Just Because You’re on Social Media Doesn’t Mean a Licence to Be Unprofessional

That’s the message from an interesting piece in yesterday’s NYT entitled A Legal Battle: Online Attitude vs. Rules of the Bar .

Short extract suggests more issues in the future:

Stephen Gillers, an expert on legal ethics at New York University Law School, sees many more missteps in the future, as young people who grew up with Facebook and other social media enter a profession governed by centuries of legal tradition.

“Twenty-somethings have a much-reduced sense of personal privacy,” Professor Gillers said. Younger lawyers are, predictably, more comfortable with the media than their older colleagues, according to a recent survey for LexisNexis, the legal database company: 86 percent of lawyers ages 25 to 35 are members of social networks like Facebook, LinkedIn and MySpace, as opposed to 66 percent of those over 46. For those just out of law school, “this stuff is like air to them,” said Michael Mintz, who manages an online community for lawyers, Martindale-Hubbell Connected.

Its position on the front page of the paper suggests it’s going to be read by the managing partners, who will worry about potential damage to the value of the brand.

Comments

  1. I was going to do a piece on this, Simon, when I read about it on Garry Wise’s blog, because all the commenters seem to tackle the issue at the tut-tut level. (Neither the NTY piece nor Garry’s, by the way, reveals that the judge about whom the comments were made that form the basis for the article, is quite a piece of work, according to Florida’s Judicial Qualifications Commission, and has recommended that the Court discipline her with a public reprimand, which decision she’s appealing.)

    Ontario’s Rule 4.06 (1) comes into play here for us:

    A lawyer shall encourage public respect for and try to improve the administration of justice.

    Excoriating a judge is not automatically the same as discouraging public respect for the administration of justice, of course. It may be unfair, impolite, intemperate and wrong-headed, of course. And it may be injudicious, so to speak: if the excoriator is in a firm, the firm’s reputation may suffer because of disapproving or timid clients; and there is the possibility that the excoriated judge will find a way to strike back, at the expense of a client — though that is likely more a fear than a real possibility.

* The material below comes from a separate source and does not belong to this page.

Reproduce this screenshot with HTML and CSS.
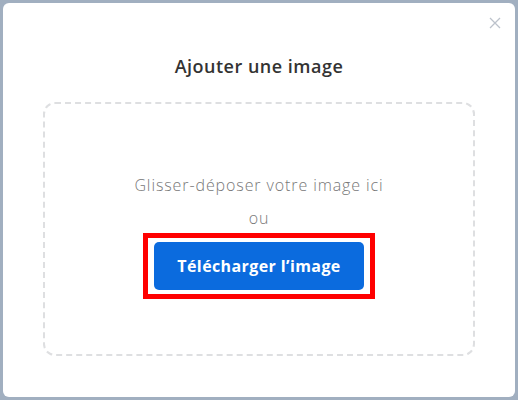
FILE: index.html
```html
<!DOCTYPE html>
<html lang="fr">
<head>
<meta charset="utf-8">
<title>Ajouter une image</title>
<link rel="stylesheet" href="styles.css">
</head>
<body>
<div class="modal">
  <button class="close" aria-label="Fermer">
    <svg width="12" height="12" viewBox="0 0 12 12"><path d="M1 1L11 11M11 1L1 11" stroke="#bcc2cb" stroke-width="1.3" fill="none"/></svg>
  </button>
  <h2 class="title">Ajouter une image</h2>
  <div class="dropzone">
    <p class="hint">Glisser-déposer votre image ici</p>
    <p class="or">ou</p>
    <span class="highlight"><button class="upload">Télécharger l’image</button></span>
  </div>
</div>
</body>
</html>
```
FILE: styles.css
```css
* { box-sizing: border-box; }
html, body { margin: 0; height: 100%; }
body {
  background: #a1afc0;
  font-family: "Open Sans", "DejaVu Sans", sans-serif;
  padding: 3px;
}
.modal {
  position: relative;
  background: #fff;
  border-radius: 6px;
  height: 394px;
  padding: 43px 40px 0;
}
.close {
  position: absolute;
  top: 11px;
  right: 11px;
  width: 18px;
  height: 18px;
  padding: 0;
  border: 0;
  background: none;
  display: flex;
  align-items: center;
  justify-content: center;
}
.title {
  margin: 0;
  text-align: center;
  font-size: 18px;
  font-weight: 600;
  letter-spacing: 0.5px;
  color: #333;
  line-height: 40px;
}
.dropzone {
  margin-top: 16px;
  height: 254px;
  border: 2px dashed #dedfe1;
  border-radius: 12px;
  display: flex;
  flex-direction: column;
  align-items: center;
  padding-top: 69px;
}
.hint {
  margin: 0;
  font-size: 16px;
  font-weight: 300;
  letter-spacing: 0.9px;
  color: #777;
  line-height: 24px;
}
.or {
  margin: 9px 0 0;
  font-size: 16px;
  font-weight: 300;
  letter-spacing: 0.9px;
  color: #777;
  line-height: 24px;
}
.highlight {
  margin-top: 3px;
  border: 5px solid #f00;
  padding: 4px 6px;
  display: flex;
}
.upload {
  width: 210px;
  height: 48px;
  border: 0;
  border-radius: 5px;
  background: #0b6bde;
  color: #fff;
  font-family: inherit;
  font-size: 16px;
  font-weight: 700;
  letter-spacing: 0.4px;
}
```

    I’m not recommending that we all dump on judges whenever and however we like. But I am pointing out that lawyers are timid beasts much of the time when it comes to public statements about the quality of judges and their judging; some won’t even criticize rulings in print for fear that they’ll create grudges. From the moment they enter law school lawyers have a hierarchical view of the profession in which judges are “above” and somehow “the boss of” lawyers — a truly unfortunate misconception that can lead to excessive reticence when it comes to the important duty of improving the administration of justice.

  2. I think the mistake was to confuse the sort of discussion about the folly of judges which must happen daily at watering holes near to criminal courts, with putting it up in a public forum, expressed in terms which made the message have consequences.

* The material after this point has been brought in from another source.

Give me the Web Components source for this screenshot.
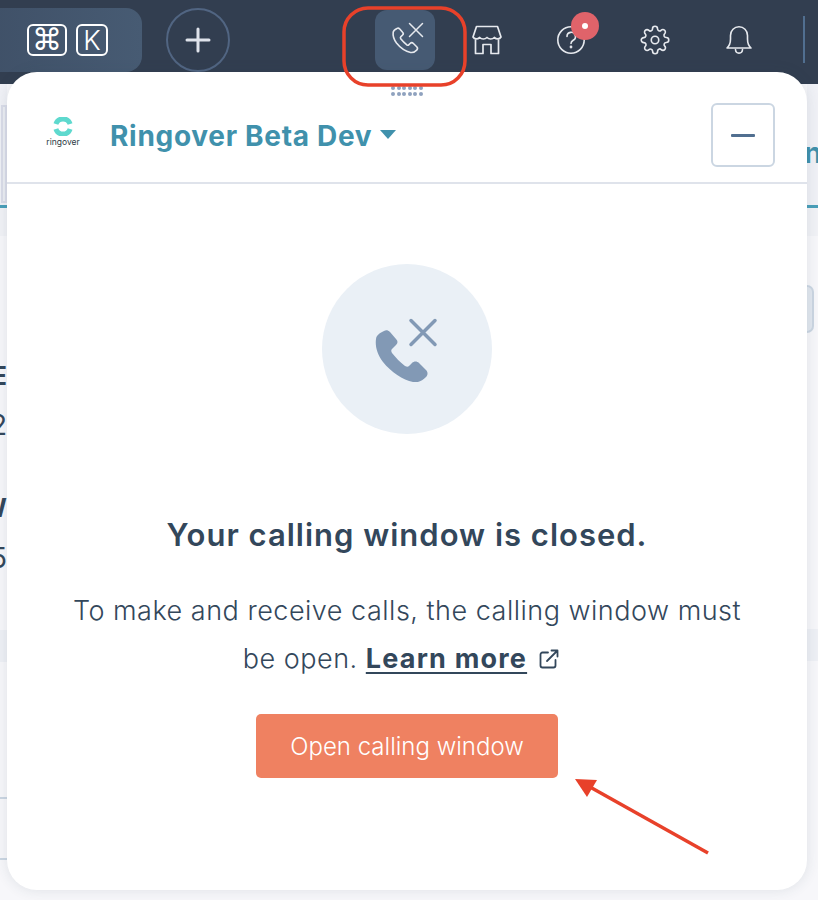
<!DOCTYPE html>
<html lang="en"><head><meta charset="utf-8"><title>Calling window</title>
<style>
html,body{margin:0;padding:0;height:900px;overflow:hidden;background:#f7f7fa;font-family:Inter,"Noto Sans",sans-serif}
app-frame{height:900px}
nav-icon span[slot=badge]::after{content:"";position:absolute;left:11px;top:11px;width:6px;height:6px;border-radius:50%;background:#fff}
</style></head><body>
<app-frame>
  <top-bar>
    <search-pill></search-pill>
    <round-add></round-add>
    <nav-icon active>
      <svg width="40" height="40" viewBox="0 0 40 40" fill="none" stroke="currentColor" stroke-width="1.6" stroke-linecap="round" stroke-linejoin="round"><g transform="translate(8.2,8) scale(.47)"><path stroke-width="3.4" d="M8 1C10-.5 12 0 14 2L20 9C22 11 22 13 20 15L16 19C15 20 15 21 16 23C20 28 24 32 29 36C31 37 32 37 33 36L36 33C38 31 41 31 43 33L50 40C52 42 52 45 50 47C46 51 42 53 37 52C27 50 15 42 7 32C1 24-1 16 0 9C.5 5 4 3 8 1Z"/></g><path d="M24.5 3.5 37.5 16.5M37.5 3.5 24.5 16.5" stroke-width="1.5"/></svg>
    </nav-icon>
    <nav-icon>
      <svg width="32" height="32" viewBox="0 0 32 32" fill="none" stroke="currentColor" stroke-width="1.7" stroke-linejoin="round" stroke-linecap="round"><path d="M5.5 2.5H26.5L30 13C28.5 15.5 25.5 15.5 23.3 13.5 21.5 15.5 18 15.5 16 13.5 14 15.5 10.5 15.5 8.7 13.5 6.5 15.5 3.5 15.5 2 13Z"/><path d="M4.5 16V29.5H12V20.5H20V29.5H27.5V16"/></svg>
    </nav-icon>
    <nav-icon>
      <svg width="30" height="30" viewBox="0 0 30 30" fill="none" stroke="currentColor" stroke-width="1.6" stroke-linecap="round"><circle cx="15" cy="15" r="13.2"/><path d="M11 11.5A4.2 4.2 0 1 1 17.2 15.2C15.7 16.1 15 16.8 15 18.5"/><circle cx="15" cy="22" r=".6"/></svg>
      <span slot="badge"></span>
    </nav-icon>
    <nav-icon>
      <svg width="30" height="30" viewBox="0 0 24 24" fill="none" stroke="currentColor" stroke-width="1.3" stroke-linejoin="round"><circle cx="12" cy="12" r="3"/><path d="M19.4 15a1.65 1.65 0 0 0 .33 1.82l.06.06a2 2 0 0 1 0 2.83 2 2 0 0 1-2.83 0l-.06-.06a1.65 1.65 0 0 0-1.82-.33 1.65 1.65 0 0 0-1 1.51V21a2 2 0 0 1-2 2 2 2 0 0 1-2-2v-.09A1.65 1.65 0 0 0 9 19.4a1.65 1.65 0 0 0-1.82.33l-.06.06a2 2 0 0 1-2.83 0 2 2 0 0 1 0-2.83l.06-.06a1.65 1.65 0 0 0 .33-1.82 1.65 1.65 0 0 0-1.51-1H3a2 2 0 0 1-2-2 2 2 0 0 1 2-2h.09A1.65 1.65 0 0 0 4.6 9a1.65 1.65 0 0 0-.33-1.82l-.06-.06a2 2 0 0 1 0-2.83 2 2 0 0 1 2.83 0l.06.06a1.65 1.65 0 0 0 1.82.33H9a1.65 1.65 0 0 0 1-1.51V3a2 2 0 0 1 2-2 2 2 0 0 1 2 2v.09a1.65 1.65 0 0 0 1 1.51 1.65 1.65 0 0 0 1.82-.33l.06-.06a2 2 0 0 1 2.83 0 2 2 0 0 1 0 2.83l-.06.06a1.65 1.65 0 0 0-.33 1.82V9a1.65 1.65 0 0 0 1.51 1H21a2 2 0 0 1 2 2 2 2 0 0 1-2 2h-.09a1.65 1.65 0 0 0-1.51 1z"/></svg>
    </nav-icon>
    <nav-icon>
      <svg width="30" height="30" viewBox="0 0 30 30" fill="none" stroke="currentColor" stroke-width="1.6" stroke-linecap="round" stroke-linejoin="round"><path d="M3 23C5.8 20.5 6.5 18 6.5 14V10.5C6.5 5.3 10.3 1.8 15 1.8S23.5 5.3 23.5 10.5V14C23.5 18 24.2 20.5 27 23Z"/><path d="M11.5 24.5C11.8 29.3 18.2 29.3 18.5 24.5"/></svg>
    </nav-icon>
    <bar-divider></bar-divider>
  </top-bar>
  <page-peek></page-peek>
  <call-popover>
    <span slot="title">Ringover Beta Dev</span>
    <span slot="heading">Your calling window is closed.</span>
  </call-popover>
  <mark-layer></mark-layer>
</app-frame>
<script>
function def(name, css, html){
  customElements.define(name, class extends HTMLElement{
    constructor(){super();this.attachShadow({mode:'open'}).innerHTML='<style>'+css+'</style>'+html;}
  });
}
def('app-frame',':host{display:flex;flex-direction:column;position:relative;overflow:hidden}','<slot></slot>');
def('top-bar',':host{display:flex;align-items:flex-start;height:84px;box-sizing:border-box;padding-top:8px;background:#323e50;flex:none}','<slot></slot>');
def('search-pill',`:host{display:flex;align-items:center;justify-content:flex-end;gap:9px;box-sizing:border-box;width:162px;height:64px;margin-left:-20px;padding-right:34px;border-radius:16px;background:linear-gradient(90deg,#3f5067,#475b73);flex:none;font-family:Inter,"DejaVu Sans",sans-serif;color:#fff}
 b{display:flex;align-items:center;justify-content:center;box-sizing:border-box;height:32px;border:2px solid #fff;border-radius:6px;font-weight:300}
 .a{width:40px;font:400 30px/28px "DejaVu Sans",sans-serif}.k{width:32px;font-size:27px}`,'<b class="a">⌘</b><b class="k">K</b>');
def('round-add',`:host{display:flex;align-items:center;justify-content:center;box-sizing:border-box;width:64px;height:64px;margin-left:24px;border:2px solid #516582;border-radius:50%;flex:none}`,
 '<svg width="26" height="26" viewBox="0 0 26 26" stroke="#dfe3eb" stroke-width="3" stroke-linecap="round"><path d="M13 2V24M2 13H24"/></svg>');
def('nav-icon',`:host{display:flex;align-items:center;justify-content:center;position:relative;width:60px;height:64px;margin-left:24px;color:#e6e9ee;flex:none}
 :host([active]){height:60px;margin:2px -2px 0 145px;background:#465a73;border-radius:12px}
 ::slotted([slot=badge]){position:absolute;left:30px;top:4px;width:28px;height:28px;border-radius:50%;background:#e0636a}
 ::slotted(svg){display:block}`,'<slot></slot><slot name="badge"></slot>');
def('bar-divider',':host{display:block;width:2px;height:47px;margin:8px 0 0 34px;background:#516f90;flex:none}','');
def('page-peek',`:host{display:flex;justify-content:space-between;flex:1;min-height:0;background:#f7f7fa;color:#33475b;font-family:Inter,sans-serif}
 .l,.r{position:relative;overflow:hidden;flex:none;display:flex;flex-direction:column}
 .l{width:7px}.r{width:11px}
 .tabs{background:#f0f1f6;border-bottom:3px solid #4a9fb9;flex:none}
 .l .tabs{box-sizing:border-box;height:124px;padding-top:21px}
 .r .tabs{box-sizing:border-box;height:124px;padding-top:49px;color:#4091ac;font:700 29px/40px Inter,sans-serif;overflow:hidden;text-indent:-3px}
 .box{box-sizing:border-box;height:98px;width:6px;margin-left:1px;border:2px solid #d9dce8;background:#eceef3}
 .fade{height:28px;background:#f1f2f6;flex:none}
 .glyph{display:flex;justify-content:flex-end;width:7px;flex:none;white-space:nowrap}
 .g1{margin-top:128px;font:700 25px/24px Inter,sans-serif}
 .g2{margin-top:20px;font:400 28px/34px Inter,sans-serif}
 .g3{margin-top:54px;font:700 25px/24px Inter,sans-serif}
 .g4{margin-top:21px;font:400 28px/34px Inter,sans-serif}
 .band{height:32px;background:#eef0f5;flex:none}
 .r .field{box-sizing:border-box;height:48px;width:7px;margin-top:49px;background:#e1e7ef;border:2px solid #cbd6e2;border-left:0;border-radius:0 7px 7px 0;flex:none}
 .r .band{margin-top:296px}
 .rule{height:2px;background:#cbd6e2;flex:none}`,
 `<div class="l"><div class="tabs"><div class="box"></div></div><div class="fade"></div>
  <div class="glyph g1">E</div><div class="glyph g2">2</div><div class="glyph g3">W</div><div class="glyph g4">5</div>
  <div class="band" style="margin-top:55px"></div><div class="rule" style="margin-top:135px"></div><div class="rule" style="margin-top:59px"></div></div>
  <div class="r"><div class="tabs">n</div><div class="fade"></div><div class="field"></div><div class="band"></div></div>`);
def('call-popover',`:host{position:absolute;left:7px;top:72px;width:800px;height:818px;display:flex;flex-direction:column;background:#fff;border-radius:30px;box-shadow:0 0 14px rgba(45,62,80,.12);color:#33475b;font-family:Inter,sans-serif}
 header{position:relative;display:flex;align-items:center;height:94px;padding:16px 32px 0 36px;border-bottom:2px solid #dfe3eb;flex:none}
 .grip{position:absolute;left:384px;top:14px;display:grid;grid-template-columns:repeat(6,4px);gap:1.6px;grid-auto-rows:4px}
 .grip i{background:#8fa2bf;border-radius:50%}
 .logo{width:40px;margin-top:-6px;display:flex;flex-direction:column;align-items:center;flex:none;color:#2d3a45;font:400 8.5px/10px Inter,sans-serif}
 .logo svg{display:block;margin-bottom:1px}
 .title{margin:1px 0 0 27px;color:#4091ac;font-weight:700;font-size:28px;letter-spacing:.7px;line-height:34px;display:flex;align-items:center;white-space:nowrap}
 .title svg{margin-left:8px;margin-top:-2px}
 button.min{margin:0 0 0 auto;box-sizing:border-box;width:64px;height:64px;border:2px solid #cbd6e2;border-radius:6px;background:#fff;display:flex;align-items:center;justify-content:center;padding:0}
 .min i{display:block;width:24px;height:3px;background:#516f90;border-radius:1px}
 main{display:flex;flex-direction:column;align-items:center;padding-top:80px}
 .disc{width:170px;height:170px;border-radius:50%;background:#eaf0f6;display:flex;align-items:center;justify-content:center;flex:none}
 h1{margin:81px 0 0;font-size:31px;line-height:40px;font-weight:600;letter-spacing:1px;white-space:nowrap}
 p{margin:32px 0 0;font-size:27px;line-height:48px;font-weight:300;letter-spacing:.5px;text-align:center;white-space:nowrap}
 a{color:#33475b;font-weight:700;letter-spacing:1.2px;text-decoration:underline;text-decoration-thickness:2px;text-underline-offset:4px}
 p svg{vertical-align:-1px;margin:0 12px 0 4px}
 button{margin-top:31px;width:302px;height:64px;border:0;border-radius:5px;background:#ef8161;color:#fff;font:300 24px/30px Inter,sans-serif;padding:2px 0 0}`,
 `<header><div class="grip">${'<i></i>'.repeat(12)}</div>
   <div class="logo"><svg width="20" height="19" viewBox="0 0 20 19" fill="none" stroke="#5ed9ce" stroke-width="5"><path d="M2.9 7A7.5 7.5 0 0 1 17.1 7M17.1 12A7.5 7.5 0 0 1 2.9 12"/></svg><span>ringover</span></div>
   <div class="title"><slot name="title"></slot><svg width="16" height="9" viewBox="0 0 16 9" fill="#4091ac"><path d="M0 0H16L8 9Z"/></svg></div>
   <button class="min" aria-label="Minimize"><i></i></button></header>
  <main>
   <div class="disc"><svg width="64" height="66" viewBox="0 0 64 66" fill="none"><g transform="translate(1,14)"><path fill="#8299b5" d="M8 1C10-.5 12 0 14 2L20 9C22 11 22 13 20 15L16 19C15 20 15 21 16 23C20 28 24 32 29 36C31 37 32 37 33 36L36 33C38 31 41 31 43 33L50 40C52 42 52 45 50 47C46 51 42 53 37 52C27 50 15 42 7 32C1 24-1 16 0 9C.5 5 4 3 8 1Z"/></g><path d="M36 4.5 60 28.5M60 4.5 36 28.5" stroke="#8299b5" stroke-width="3.5" stroke-linecap="round"/></svg></div>
   <h1><slot name="heading"></slot></h1>
   <p>To make and receive calls, the calling window must<br>be open. <a>Learn more</a> <svg width="20" height="20" viewBox="0 0 20 20" fill="none" stroke="#33475b" stroke-width="1.8" stroke-linecap="round" stroke-linejoin="round"><path d="M9 3.5H3.5A2 2 0 0 0 1.5 5.5V16.5A2 2 0 0 0 3.5 18.5H14.5A2 2 0 0 0 16.5 16.5V11M8 12 18.5 1.5M12.5 1.5H18.5V7.5"/></svg></p>
   <button>Open calling window</button>
  </main>`);
def('mark-layer',':host{position:absolute;inset:0;pointer-events:none}svg{display:block}',
 `<svg width="818" height="900" viewBox="0 0 818 900" fill="none"><rect x="344" y="8" width="121" height="77" rx="24" stroke="#e8412a" stroke-width="3.5"/><path d="M708 853 590 787" stroke="#e8412a" stroke-width="3.5"/><path d="M575 779 597 780 587 797Z" fill="#e8412a"/></svg>`);
</script>
</body></html>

    Half the job of a publishing defamation lawyer is helping authors say things safely. Not to chill speech, or fudge criticism, but to take expression within applicable defences.

    The judge may have been a piece of work – so were a number of old Ontario magistrates, who were notorious, and duly criticized by folks like Farrell Crook and Jack Batten.

    Karl Kraus “Satires which the censor can understand are justly forbidden.” “Satiren, die der Zensor versteht, werden mit Recht verboten”, Fackel 309/310 40,

  3. well, note from the story that the lawyer who was censured for the content of his blog did not engage in reasoned criticism of the judge, however severe. He called her a wicked witch. That’s a bit beyond what lawyers in any medium are entitled to say about judges … though whether the judge should respond, or the Bar, is a different issue. One recalls the Kopyto decision in the Ontario CA a few years back, where the CA noted that judges have relatively thick skins and debate is useful.

    One of the commentators in the NYT story did point out that the particular judge was (and is) very bad, and this kind of thing needs to be said. One should not rely on the Bar to say it, most of the time. Can anyone give me an example where a Bar Association in this country has ever said anything critical of the judiciary? I can’t think of anything – from pay to titles to workload to work styles to …?

  4. Legal concerns aside, I also think you need to consider how your online posts make you appear to clients. If a potential client googles you and discovers that you called a judge a wicked witch and regularly blog about your clients, they’re most likely going to immediately decide to choose a different lawyer.

    Instead of treating online forums as you would everyday discussions with friends, you need to treat them like you would a meeting with a potential client–because with how much everyone investigates businesses and people online, it basically is.